■ Records for this exercise ■
====================

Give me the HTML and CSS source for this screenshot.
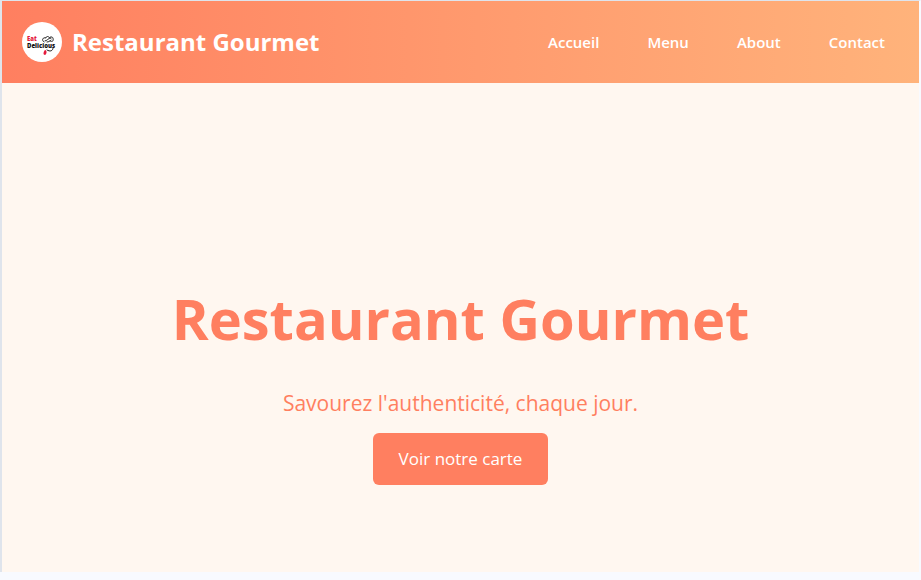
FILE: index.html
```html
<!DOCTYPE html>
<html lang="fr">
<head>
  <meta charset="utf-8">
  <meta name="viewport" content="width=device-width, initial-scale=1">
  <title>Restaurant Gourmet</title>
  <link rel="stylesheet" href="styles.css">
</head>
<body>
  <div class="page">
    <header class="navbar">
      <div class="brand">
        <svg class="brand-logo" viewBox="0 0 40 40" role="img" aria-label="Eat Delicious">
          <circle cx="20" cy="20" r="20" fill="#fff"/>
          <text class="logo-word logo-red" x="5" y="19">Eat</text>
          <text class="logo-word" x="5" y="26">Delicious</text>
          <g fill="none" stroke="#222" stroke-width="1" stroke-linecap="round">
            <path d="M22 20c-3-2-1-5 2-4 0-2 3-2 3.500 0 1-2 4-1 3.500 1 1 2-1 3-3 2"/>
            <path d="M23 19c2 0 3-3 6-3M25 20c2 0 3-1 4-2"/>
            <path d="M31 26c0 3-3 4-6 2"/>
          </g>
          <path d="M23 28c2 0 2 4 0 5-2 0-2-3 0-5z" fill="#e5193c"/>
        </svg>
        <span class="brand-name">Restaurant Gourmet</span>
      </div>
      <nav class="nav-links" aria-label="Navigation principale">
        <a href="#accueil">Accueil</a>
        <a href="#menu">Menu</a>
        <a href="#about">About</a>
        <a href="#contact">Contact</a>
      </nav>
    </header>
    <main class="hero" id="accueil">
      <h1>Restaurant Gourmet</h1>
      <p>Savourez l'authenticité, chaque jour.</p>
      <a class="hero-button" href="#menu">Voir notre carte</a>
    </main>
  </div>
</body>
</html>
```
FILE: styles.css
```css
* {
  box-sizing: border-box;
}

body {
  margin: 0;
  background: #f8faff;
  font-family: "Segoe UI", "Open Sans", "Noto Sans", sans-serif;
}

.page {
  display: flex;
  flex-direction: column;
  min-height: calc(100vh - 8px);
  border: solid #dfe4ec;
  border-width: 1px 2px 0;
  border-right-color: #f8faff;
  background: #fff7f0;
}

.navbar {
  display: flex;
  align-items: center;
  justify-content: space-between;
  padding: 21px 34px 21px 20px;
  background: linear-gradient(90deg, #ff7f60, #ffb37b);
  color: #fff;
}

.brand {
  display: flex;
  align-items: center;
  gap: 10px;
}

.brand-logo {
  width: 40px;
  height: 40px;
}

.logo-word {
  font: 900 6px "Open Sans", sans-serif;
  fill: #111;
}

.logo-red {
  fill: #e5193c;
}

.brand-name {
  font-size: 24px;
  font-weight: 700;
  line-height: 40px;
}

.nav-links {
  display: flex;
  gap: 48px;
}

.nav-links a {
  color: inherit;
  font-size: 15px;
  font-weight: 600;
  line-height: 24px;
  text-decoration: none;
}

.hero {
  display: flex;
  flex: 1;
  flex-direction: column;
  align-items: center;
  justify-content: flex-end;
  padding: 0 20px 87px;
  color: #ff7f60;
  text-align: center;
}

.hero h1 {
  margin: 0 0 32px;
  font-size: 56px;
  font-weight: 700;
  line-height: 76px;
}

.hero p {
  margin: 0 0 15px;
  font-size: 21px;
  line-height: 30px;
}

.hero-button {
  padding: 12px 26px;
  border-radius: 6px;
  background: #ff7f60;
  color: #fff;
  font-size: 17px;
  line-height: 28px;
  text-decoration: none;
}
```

====================

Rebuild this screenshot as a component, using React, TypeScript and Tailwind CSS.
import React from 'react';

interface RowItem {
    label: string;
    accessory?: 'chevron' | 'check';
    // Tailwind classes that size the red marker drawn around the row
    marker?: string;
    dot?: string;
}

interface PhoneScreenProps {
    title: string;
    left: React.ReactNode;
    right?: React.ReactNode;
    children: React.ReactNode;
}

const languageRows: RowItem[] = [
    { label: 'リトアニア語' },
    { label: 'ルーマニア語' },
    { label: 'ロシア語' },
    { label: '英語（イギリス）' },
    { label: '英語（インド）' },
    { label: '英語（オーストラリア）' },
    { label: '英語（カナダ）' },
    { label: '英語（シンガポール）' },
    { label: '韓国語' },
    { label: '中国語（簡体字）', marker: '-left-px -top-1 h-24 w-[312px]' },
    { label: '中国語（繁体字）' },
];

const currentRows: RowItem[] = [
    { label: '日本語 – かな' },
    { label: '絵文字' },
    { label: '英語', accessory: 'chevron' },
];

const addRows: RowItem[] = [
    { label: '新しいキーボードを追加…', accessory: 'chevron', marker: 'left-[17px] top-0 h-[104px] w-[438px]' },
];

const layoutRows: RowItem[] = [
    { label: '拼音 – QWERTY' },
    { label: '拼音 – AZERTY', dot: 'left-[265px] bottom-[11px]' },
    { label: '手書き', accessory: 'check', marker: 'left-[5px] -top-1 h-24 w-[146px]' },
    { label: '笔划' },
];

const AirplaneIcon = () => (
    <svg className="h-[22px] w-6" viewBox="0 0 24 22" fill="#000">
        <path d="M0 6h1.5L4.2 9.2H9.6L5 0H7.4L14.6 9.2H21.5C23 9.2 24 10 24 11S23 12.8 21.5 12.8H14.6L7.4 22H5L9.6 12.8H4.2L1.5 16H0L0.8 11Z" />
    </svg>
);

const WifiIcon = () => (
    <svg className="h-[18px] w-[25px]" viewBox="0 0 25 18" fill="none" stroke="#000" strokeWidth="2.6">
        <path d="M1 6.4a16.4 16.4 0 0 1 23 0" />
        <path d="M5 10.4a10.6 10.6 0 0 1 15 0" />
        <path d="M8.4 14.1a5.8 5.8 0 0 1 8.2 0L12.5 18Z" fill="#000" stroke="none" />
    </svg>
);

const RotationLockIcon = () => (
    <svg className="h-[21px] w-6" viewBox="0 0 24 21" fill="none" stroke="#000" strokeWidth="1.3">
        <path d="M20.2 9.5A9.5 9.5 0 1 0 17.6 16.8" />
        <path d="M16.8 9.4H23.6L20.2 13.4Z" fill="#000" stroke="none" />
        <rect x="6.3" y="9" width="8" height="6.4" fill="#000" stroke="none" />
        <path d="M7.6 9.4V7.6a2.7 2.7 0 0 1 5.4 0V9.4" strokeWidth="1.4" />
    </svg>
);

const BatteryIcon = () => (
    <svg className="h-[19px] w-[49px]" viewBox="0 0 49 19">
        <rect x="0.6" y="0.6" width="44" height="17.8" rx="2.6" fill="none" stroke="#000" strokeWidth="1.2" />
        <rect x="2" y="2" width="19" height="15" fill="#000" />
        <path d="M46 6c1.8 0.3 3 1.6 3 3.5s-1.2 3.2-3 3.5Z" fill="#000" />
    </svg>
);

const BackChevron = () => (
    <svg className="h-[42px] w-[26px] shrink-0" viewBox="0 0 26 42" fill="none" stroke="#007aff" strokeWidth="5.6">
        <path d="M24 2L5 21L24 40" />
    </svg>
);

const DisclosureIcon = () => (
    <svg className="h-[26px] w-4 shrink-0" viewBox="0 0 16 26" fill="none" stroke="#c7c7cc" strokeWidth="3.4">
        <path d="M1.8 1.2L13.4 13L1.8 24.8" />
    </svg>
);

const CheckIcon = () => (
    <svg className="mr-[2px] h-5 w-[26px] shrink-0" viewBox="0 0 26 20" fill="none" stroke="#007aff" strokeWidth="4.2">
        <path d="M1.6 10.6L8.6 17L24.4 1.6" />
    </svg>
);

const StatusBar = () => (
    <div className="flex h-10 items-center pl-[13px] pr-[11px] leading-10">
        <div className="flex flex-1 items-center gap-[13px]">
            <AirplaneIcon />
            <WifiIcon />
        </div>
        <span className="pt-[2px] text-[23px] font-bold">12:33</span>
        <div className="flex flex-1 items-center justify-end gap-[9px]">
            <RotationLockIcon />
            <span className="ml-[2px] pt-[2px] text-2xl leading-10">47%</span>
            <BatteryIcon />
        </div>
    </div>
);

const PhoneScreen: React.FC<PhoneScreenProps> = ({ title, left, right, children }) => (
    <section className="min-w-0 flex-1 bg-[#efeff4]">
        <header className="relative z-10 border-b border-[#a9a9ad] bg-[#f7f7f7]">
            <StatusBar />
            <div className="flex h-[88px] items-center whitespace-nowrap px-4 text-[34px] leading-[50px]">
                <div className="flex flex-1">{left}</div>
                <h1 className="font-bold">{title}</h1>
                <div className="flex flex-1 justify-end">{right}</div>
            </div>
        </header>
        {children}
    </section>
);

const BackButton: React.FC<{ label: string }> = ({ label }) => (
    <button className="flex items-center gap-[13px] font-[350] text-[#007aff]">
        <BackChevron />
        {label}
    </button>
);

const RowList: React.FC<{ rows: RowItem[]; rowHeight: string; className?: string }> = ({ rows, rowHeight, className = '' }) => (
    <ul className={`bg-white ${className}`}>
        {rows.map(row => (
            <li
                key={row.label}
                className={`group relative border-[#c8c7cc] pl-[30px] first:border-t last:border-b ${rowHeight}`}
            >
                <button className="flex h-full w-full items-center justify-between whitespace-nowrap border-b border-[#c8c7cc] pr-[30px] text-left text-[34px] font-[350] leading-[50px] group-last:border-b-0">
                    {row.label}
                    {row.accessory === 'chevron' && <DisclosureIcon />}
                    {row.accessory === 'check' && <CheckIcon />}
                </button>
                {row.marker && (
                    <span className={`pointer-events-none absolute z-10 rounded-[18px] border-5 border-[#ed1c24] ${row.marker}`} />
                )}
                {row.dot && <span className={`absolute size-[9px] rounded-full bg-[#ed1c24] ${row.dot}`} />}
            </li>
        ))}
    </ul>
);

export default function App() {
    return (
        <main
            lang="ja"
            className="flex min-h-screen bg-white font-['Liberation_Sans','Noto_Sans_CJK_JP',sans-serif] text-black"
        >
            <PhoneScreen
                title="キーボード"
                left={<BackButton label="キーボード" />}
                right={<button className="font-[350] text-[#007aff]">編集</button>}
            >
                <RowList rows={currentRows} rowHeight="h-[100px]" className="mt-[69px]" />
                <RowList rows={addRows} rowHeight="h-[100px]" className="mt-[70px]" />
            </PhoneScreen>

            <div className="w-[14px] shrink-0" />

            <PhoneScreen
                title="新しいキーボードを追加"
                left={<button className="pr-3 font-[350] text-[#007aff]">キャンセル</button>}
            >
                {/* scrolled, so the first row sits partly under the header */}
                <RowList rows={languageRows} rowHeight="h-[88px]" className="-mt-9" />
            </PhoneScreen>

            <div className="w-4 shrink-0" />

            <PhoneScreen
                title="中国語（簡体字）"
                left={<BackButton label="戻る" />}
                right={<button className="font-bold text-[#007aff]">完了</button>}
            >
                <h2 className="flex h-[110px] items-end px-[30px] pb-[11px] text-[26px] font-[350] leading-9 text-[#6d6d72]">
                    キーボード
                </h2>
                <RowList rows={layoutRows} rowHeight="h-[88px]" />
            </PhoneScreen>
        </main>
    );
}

====================

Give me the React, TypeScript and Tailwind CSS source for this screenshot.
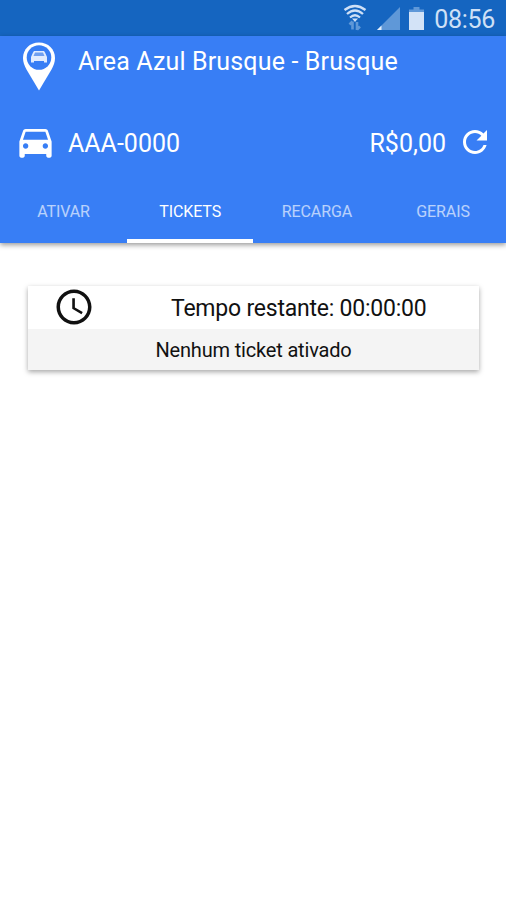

====================

■ Exercise ■
Where a line of the entries contains the word "TypeScript", copy that line.

■ Full solution ■
Rebuild this screenshot as a component, using React, TypeScript and Tailwind CSS.
Give me the React, TypeScript and Tailwind CSS source for this screenshot.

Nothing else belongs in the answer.